India is on track to seal a long-awaited free trade agreement (FTA) with the European Union before the close of calendar 2025, Commerce and Industry Minister Piyush Goyal said today. “During the historic European Commission visit to New Delhi on February 28, our leaders – Prime Minister Modi and European Commission President Ursula von der Leyen – gave clear guidance that we must conclude the EU–India FTA before the end of this year,” he added. “I’m pleased to report that we are very much on track to achieve that.”
Goyal noted that significant progress has already been made: more than half of the negotiation chapters have been finalised, and teams are roughly 90 per cent ready on market-access provisions. “Starting Monday, we will kick off intensive talks on services and rules of origin. These shouldn’t be difficult, though there may be a few areas where ministerial-level intervention is necessary,” he said.
A key focus remains dismantling non-tariff barriers to ensure smoother, two-way trade flows. “The important issue to be addressed between us is non-tariff barriers and how we will make it smoother, easier and better to do business between European Union and India. It is a two way traffic,” he emphasised.
“An eye for an eye will make the whole world blind,” Goyal said, adding, “unless countries recognise that over-regulation and barriers to trade will be met with reciprocal action, everyone suffers.”
Goyal praised the “sincerity of purpose” demonstrated by his counterpart, EU Trade Commissioner Maros Sefcovic, and expressed confidence that both sides will arrive at “robust solutions” to streamline regulations, lower compliance costs and remove impediments to free trade. “I am confidence that we are very close to finalising this deal,” he added.
Later this month, an EU delegation led by Sefcovic is slated to visit New Delhi for high-level talks aimed at resolving the remaining issues. Insiders say negotiators are targeting a final text by November, paving the way for member-state ratification before the end of December. Both sides view the agreement not only as a boost to trade volumes but as a strategic partnership that will strengthen economic ties in an increasingly interconnected global marketplace.

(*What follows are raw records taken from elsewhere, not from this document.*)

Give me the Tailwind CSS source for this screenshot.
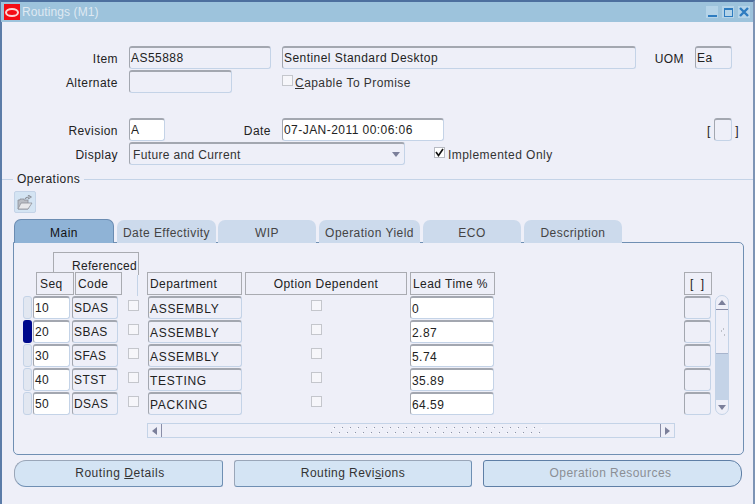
<!DOCTYPE html>
<html lang="en">
<head>
  <meta charset="UTF-8" />
  <title>Routings (M1)</title>
  <script src="https://cdn.jsdelivr.net/npm/@tailwindcss/browser@4"></script>
</head>
<body class="bg-white overflow-hidden font-['Liberation_Sans',sans-serif] text-[12px] tracking-[0.45px] text-[#222]">
  <div class="w-[755px] h-[504px] bg-[#eeeff8] border-t-2 border-t-[#4d6f9e] border-l-2 border-l-[#5b7ca8] border-r-2 border-r-[#7d94b5] relative">

    <!-- Title bar -->
    <div class="h-[20px] bg-[#9dc3dc] flex items-center ml-[-1px] mr-0">
      <div class="w-[16px] h-[16px] bg-[#f40c14] ml-[3px] flex items-center justify-center">
        <div class="w-[14px] h-[9px] rounded-[50%] border-2 border-[#fbd5d5]"></div>
      </div>
      <span class="ml-[2px] text-[#dfe9f2] leading-none tracking-[0.1px]">Routings (M1)</span>
      <div class="ml-auto mr-[3px] flex items-center gap-[4px]">
        <div class="w-[12px] h-[12px] bg-[#b4d3e8] flex items-end justify-center pb-[1px]"><div class="w-[9px] h-[2px] bg-[#2e7cc0]"></div></div>
        <div class="w-[12px] h-[12px] bg-[#b4d3e8] flex items-center justify-center"><div class="w-[9px] h-[9px] border border-t-2 border-[#2e7cc0]"></div></div>
        <div class="w-[12px] h-[12px] bg-[#b4d3e8] flex items-center justify-center">
          <svg width="10" height="10" viewBox="0 0 10 10"><path d="M1 1 L9 9 M9 1 L1 9" stroke="#2e7cc0" stroke-width="2.4"/></svg>
        </div>
      </div>
    </div>

    <!-- Header form -->
    <div class="pt-[24px] pl-[0px]">
      <div class="flex h-[24px]">
        <label class="w-[116px] text-right leading-[27px]">Item</label>
        <div class="ml-[11px] w-[142px] h-[23px] border border-[#c4d3e7] border-t-2 border-t-[#a3a7b0] border-l-[#a3a7b0] rounded-[3px] pl-[1px] leading-[21px]">AS55888</div>
        <div class="ml-[11px] w-[354px] h-[23px] border border-[#c4d3e7] border-t-2 border-t-[#a3a7b0] border-l-[#a3a7b0] rounded-[3px] pl-[1px] leading-[21px]">Sentinel Standard Desktop</div>
        <label class="w-[48px] text-right leading-[27px]">UOM</label>
        <div class="ml-[11px] w-[37px] h-[23px] border border-[#c4d3e7] border-t-2 border-t-[#a3a7b0] border-l-[#a3a7b0] rounded-[3px] pl-[1px] leading-[21px]">Ea</div>
      </div>
      <div class="flex h-[24px]">
        <label class="w-[116px] text-right leading-[27px]">Alternate</label>
        <div class="ml-[11px] w-[103px] h-[23px] border border-[#c4d3e7] border-t-2 border-t-[#a3a7b0] border-l-[#a3a7b0] rounded-[3px]"></div>
        <div class="ml-[50px] flex items-start pt-[5px]">
          <div class="w-[11px] h-[11px] bg-[#f6f6fa] border border-[#c4c6cc]"></div>
          <span class="ml-[2px] mt-[2px] leading-[12px] text-[#333]"><u>C</u>apable To Promise</span>
        </div>
      </div>
      <div class="flex h-[24px] mt-[24px]">
        <label class="w-[116px] text-right leading-[26px]">Revision</label>
        <div class="ml-[11px] w-[36px] h-[23px] bg-white border border-[#c4d3e7] border-t-2 border-t-[#a3a7b0] border-l-[#a3a7b0] rounded-[3px] pl-[1px] leading-[21px]">A</div>
        <label class="w-[106px] text-right leading-[26px]">Date</label>
        <div class="ml-[11px] w-[162px] h-[23px] bg-white border border-[#c4d3e7] border-t-2 border-t-[#a3a7b0] border-l-[#a3a7b0] rounded-[3px] pl-[1px] leading-[21px]">07-JAN-2011 00:06:06</div>
        <span class="ml-[263px] leading-[26px] tracking-normal">[</span>
        <div class="ml-[4px] w-[18px] h-[23px] border border-[#c4d3e7] border-t-2 border-t-[#a3a7b0] border-l-[#a3a7b0] rounded-[3px]"></div>
        <span class="ml-[3px] leading-[26px]">]</span>
      </div>
      <div class="flex h-[24px]">
        <label class="w-[116px] text-right leading-[26px]">Display</label>
        <div class="ml-[11px] w-[276px] h-[23px] border border-[#c4d3e7] border-t-2 border-t-[#a3a7b0] border-l-[#a3a7b0] rounded-[3px] pl-[3px] pr-[4px] pt-[1px] flex items-center justify-between text-[#333]">
          <span class="tracking-[0.35px]">Future and Current</span>
          <svg width="8" height="5" viewBox="0 0 8 5"><path d="M0 0 H8 L4 5 Z" fill="#7b7f9a"/></svg>
        </div>
        <div class="ml-[29px] flex items-start pt-[5px]">
          <div class="w-[11px] h-[11px] bg-white border border-[#b7bac2] flex items-center justify-center">
            <svg width="9" height="9" viewBox="0 0 9 9"><path d="M1 4 L3.5 7.5 L8 1" fill="none" stroke="#111" stroke-width="1.6"/></svg>
          </div>
          <span class="ml-[3px] mt-[2px] leading-[12px] text-[#333]">Implemented Only</span>
        </div>
      </div>
    </div>

    <!-- Operations -->
    <div class="flex items-center mt-[5px] h-[16px]">
      <div class="w-[11px] h-px bg-[#c4d3e7]"></div>
      <span class="mx-[4px] leading-[18px]">Operations</span>
      <div class="flex-1 h-px bg-[#c4d3e7]"></div>
    </div>
    <div class="ml-[12px] mt-[4px] w-[22px] h-[22px] bg-[#d4e4f3] border border-[#c4d3e7] rounded-[2px] flex items-center justify-center">
      <svg width="16" height="15" viewBox="0 0 16 15">
        <path d="M1 14 V5 H3 V4 H7 V5 H11 V14 Z" fill="#b9bdc4" stroke="#8d9199" stroke-width="0.8"/>
        <path d="M1 14 L4 8 H15 L11 14 Z" fill="#e8e9ec" stroke="#8d9199" stroke-width="0.8"/>
        <path d="M8 4 C9 2 11 2 12 2 M11 0 L14 2 L11 4" fill="none" stroke="#8d9199" stroke-width="1.2"/>
      </svg>
    </div>

    <!-- Tabs -->
    <div class="flex items-end ml-[12px] mt-[6px] h-[24px] relative z-10 text-[#444]">
      <div class="w-[100px] h-[24px] bg-[#8fb3d6] border border-[#6b8cb2] border-b-0 rounded-t-[7px] text-center leading-[26px] text-[#111]">Main</div>
      <div class="ml-[3px] w-[99px] h-[23px] bg-[#ccdaec] rounded-t-[7px] text-center leading-[26px]">Date Effectivity</div>
      <div class="ml-[2px] w-[98px] h-[23px] bg-[#ccdaec] rounded-t-[7px] text-center leading-[26px]">WIP</div>
      <div class="ml-[3px] w-[101px] h-[23px] bg-[#ccdaec] rounded-t-[7px] text-center leading-[26px]">Operation Yield</div>
      <div class="ml-[3px] w-[98px] h-[23px] bg-[#ccdaec] rounded-t-[7px] text-center leading-[26px]">ECO</div>
      <div class="ml-[3px] w-[98px] h-[23px] bg-[#ccdaec] rounded-t-[7px] text-center leading-[26px]">Description</div>
    </div>

    <!-- Panel -->
    <div class="ml-[11px] w-[731px] h-[213px] -mt-px border border-[#6f8fb3] rounded-[5px] rounded-tl-none relative pt-[29px]">
      <!-- Referenced header sits behind Seq/Code -->
      <div class="absolute left-[39px] top-[9px] w-[86px] h-[23px] border border-[#a9abb1] border-b-0 text-right pr-[1px] leading-[26px] tracking-[0.3px]">Referenced</div>
      <div class="absolute left-[123px] top-[32px] w-px h-[21px] bg-[#c4d3e7]"></div>

      <div class="flex h-[24px] relative">
        <div class="ml-[22px] w-[38px] h-[23px] border border-[#a9abb1] bg-[#eeeff8] pl-[3px] leading-[23px]">Seq</div>
        <div class="ml-px w-[47px] h-[23px] border border-[#a9abb1] bg-[#eeeff8] pl-[2px] leading-[23px]">Code</div>
        <div class="ml-[25px] w-[95px] h-[23px] border border-[#a9abb1] pl-[2px] leading-[23px]">Department</div>
        <div class="ml-[3px] w-[162px] h-[23px] border border-[#a9abb1] text-center leading-[23px]">Option Dependent</div>
        <div class="ml-[3px] w-[85px] h-[23px] border border-[#a9abb1] pl-[2px] leading-[23px]">Lead Time %</div>
        <div class="ml-[189px] w-[28px] h-[23px] border border-[#a9abb1] text-center leading-[23px] tracking-[2px]">[ ]</div>
      </div>

      <div id="rows" class="relative">
        <script>
          const ops = [
            ['10', 'SDAS', 'ASSEMBLY', '0'],
            ['20', 'SBAS', 'ASSEMBLY', '2.87'],
            ['30', 'SFAS', 'ASSEMBLY', '5.74'],
            ['40', 'STST', 'TESTING', '35.89'],
            ['50', 'DSAS', 'PACKING', '64.59'],
          ];
          document.currentScript.parentElement.insertAdjacentHTML('beforeend', ops.map((op, i) => `
            <div class="flex h-[24px]">
              <div class="ml-[9px] w-[9px] h-[23px] rounded-[3px] ${i === 1 ? 'bg-[#000a8c]' : 'bg-[#e2e7f1] border border-[#c4d3e7]'}"></div>
              <div class="ml-[1px] w-[37px] h-[23px] bg-white border border-[#c4d3e7] border-t-2 border-t-[#a3a7b0] border-l-[#a3a7b0] rounded-[3px] pl-[1px] leading-[21px]">${op[0]}</div>
              <div class="ml-[2px] w-[46px] h-[23px] border border-[#c4d3e7] border-t-2 border-t-[#a3a7b0] border-l-[#a3a7b0] rounded-[3px] pl-[1px] leading-[21px]">${op[1]}</div>
              <div class="ml-[10px] mt-[4px] w-[11px] h-[11px] bg-[#f6f6fa] border border-[#c4c6cc]"></div>
              <div class="ml-[9px] w-[94px] h-[23px] border border-[#c4d3e7] border-t-2 border-t-[#a3a7b0] border-l-[#a3a7b0] rounded-[3px] pl-[1px] leading-[23px] tracking-[0.7px]">${op[2]}</div>
              <div class="ml-[69px] mt-[4px] w-[11px] h-[11px] bg-[#f6f6fa] border border-[#c4c6cc]"></div>
              <div class="ml-[88px] w-[84px] h-[23px] bg-white border border-[#c4d3e7] border-t-2 border-t-[#a3a7b0] border-l-[#a3a7b0] rounded-[3px] pl-[1px] leading-[23px]">${op[3]}</div>
              <div class="ml-[190px] w-[27px] h-[23px] border border-[#c4d3e7] border-t-2 border-t-[#a3a7b0] border-l-[#a3a7b0] rounded-[3px]"></div>
            </div>`).join(''));
        </script>
        <!-- Vertical scrollbar -->
        <div class="absolute left-[701px] top-[-1px] w-[14px] h-[120px] flex flex-col border border-[#c4d3e7] rounded-[7px] overflow-hidden">
          <div class="h-[14px] flex items-center justify-center border-b border-[#8a8ea8]"><svg width="8" height="5" viewBox="0 0 8 5"><path d="M4 0 L8 5 H0 Z" fill="#7b7f9a"/></svg></div>
          <div class="h-[44px] flex items-center justify-center border-b border-[#a7b4cc]"><svg width="8" height="10" viewBox="0 0 8 10"><path d="M5 2 h1 M3 4 h1 M6 8 h1" stroke="#8d9199"/></svg></div>
          <div class="flex-1 bg-[#c4d3e7]"></div>
          <div class="h-[14px] flex items-center justify-center"><svg width="8" height="5" viewBox="0 0 8 5"><path d="M0 0 H8 L4 5 Z" fill="#7b7f9a"/></svg></div>
        </div>
      </div>

      <!-- Horizontal scrollbar -->
      <div class="ml-[133px] mt-[7px] w-[528px] h-[15px] flex border border-[#c4d3e7]">
        <div class="w-[14px] flex items-center justify-center border-r border-[#8a8ea8] rounded-l-[7px]"><svg width="5" height="8" viewBox="0 0 5 8"><path d="M5 0 V8 L0 4 Z" fill="#7b7f9a"/></svg></div>
        <div class="flex-1 flex items-center pl-[168px]">
          <svg width="212" height="9" viewBox="0 0 212 9">
            <defs>
              <pattern id="grip" width="8" height="9" patternUnits="userSpaceOnUse">
                <rect x="4" y="1" width="1" height="1" fill="#8d93a6"/>
                <rect x="3" y="2" width="1" height="1" fill="#ffffff"/>
                <rect x="1" y="6" width="1" height="1" fill="#8d93a6"/>
                <rect x="0" y="7" width="1" height="1" fill="#ffffff"/>
              </pattern>
            </defs>
            <rect width="212" height="9" fill="url(#grip)"/>
          </svg>
        </div>
        <div class="w-[14px] flex items-center justify-center border-l border-[#8a8ea8] rounded-r-[7px]"><svg width="5" height="8" viewBox="0 0 5 8"><path d="M0 0 V8 L5 4 Z" fill="#7b7f9a"/></svg></div>
      </div>
    </div>

    <!-- Bottom buttons -->
    <div class="flex ml-[12px] mt-[5px] text-[#333]">
      <div class="w-[209px] h-[27px] bg-[#d4e4f4] border border-[#9aa6b8] border-r-[#6f8fb3] border-b-[#6f8fb3] rounded-l-[12px] rounded-r-[3px] text-center pl-[3px] leading-[25px] tracking-[0.55px]">Routing <u>D</u>etails</div>
      <div class="ml-[11px] w-[238px] h-[27px] bg-[#d4e4f4] border border-[#9aa6b8] border-r-[#6f8fb3] border-b-[#6f8fb3] rounded-[3px] text-center leading-[25px]">Routing Revi<u>s</u>ions</div>
      <div class="ml-[11px] w-[259px] h-[27px] bg-[#d4e4f4] border border-[#5f7fa6] rounded-r-[12px] rounded-l-[3px] text-center pr-[4px] leading-[25px] text-[#8b8f95]">Operation Resources</div>
    </div>
  </div>
</body>
</html>
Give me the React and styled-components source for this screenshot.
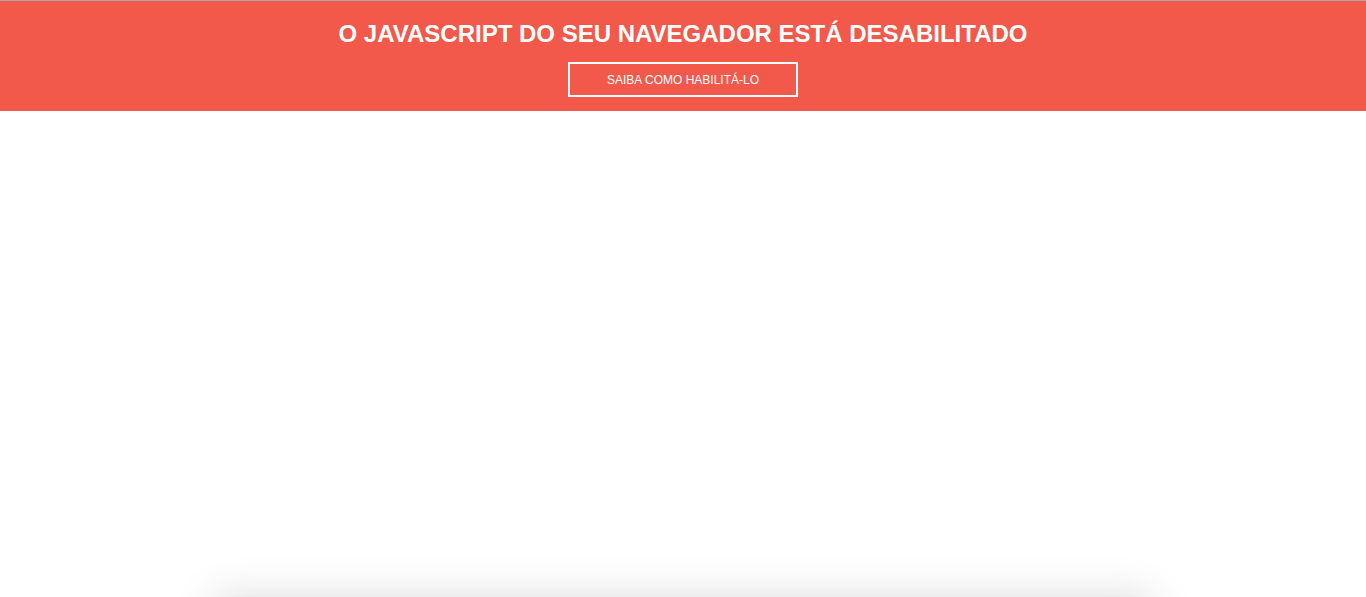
import React from "react";
import styled, { createGlobalStyle } from "styled-components";

const Global = createGlobalStyle`
  html, body {
    margin: 0;
    padding: 0;
    background: #ffffff;
    font-family: "Liberation Sans", Arial, sans-serif;
  }
`;

const Banner = styled.div`
  background-color: #f3594b;
  border-top: 1px solid #a8a8a8;
  height: 111px;
  box-sizing: border-box;
  display: flex;
  flex-direction: column;
  align-items: center;
  padding-top: 19px;
`;

const Title = styled.h1`
  margin: 0;
  color: #ffffff;
  font-size: 24px;
  line-height: 28px;
  font-weight: bold;
`;

const Button = styled.a`
  margin-top: 14px;
  width: 230px;
  height: 35px;
  box-sizing: border-box;
  border: 2px solid #ffffff;
  color: #ffffff;
  font-size: 12px;
  display: flex;
  align-items: center;
  justify-content: center;
  text-decoration: none;
`;

const Body = styled.div`
  height: 486px;
`;

const Card = styled.div`
  width: 940px;
  height: 300px;
  margin: 0 auto;
  background: #ffffff;
  box-shadow: 0 0 40px rgba(0, 0, 0, 0.14);
`;

export default function App() {
  return (
    <>
      <Global />
      <Banner>
        <Title>O JAVASCRIPT DO SEU NAVEGADOR ESTÁ DESABILITADO</Title>
        <Button href="#">SAIBA COMO HABILITÁ-LO</Button>
      </Banner>
      <Body />
      <Card />
    </>
  );
}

Talks for an India-EU free trade deal resumed in 2021 after an eight-year hiatus. The EU is India’s largest trading partner in goods, with two-way trade growing about 90 per cent over a decade to reach $137.5 billion in the 2023-24 fiscal year. Meanwhile, Swedish Minister for International Development Cooperation and Foreign Trade Benjamin Dousa has urged both sides to tackle tariffs and non-tariff barriers, warning that “both in the EU and in India we are just a bit over-regulated right now.”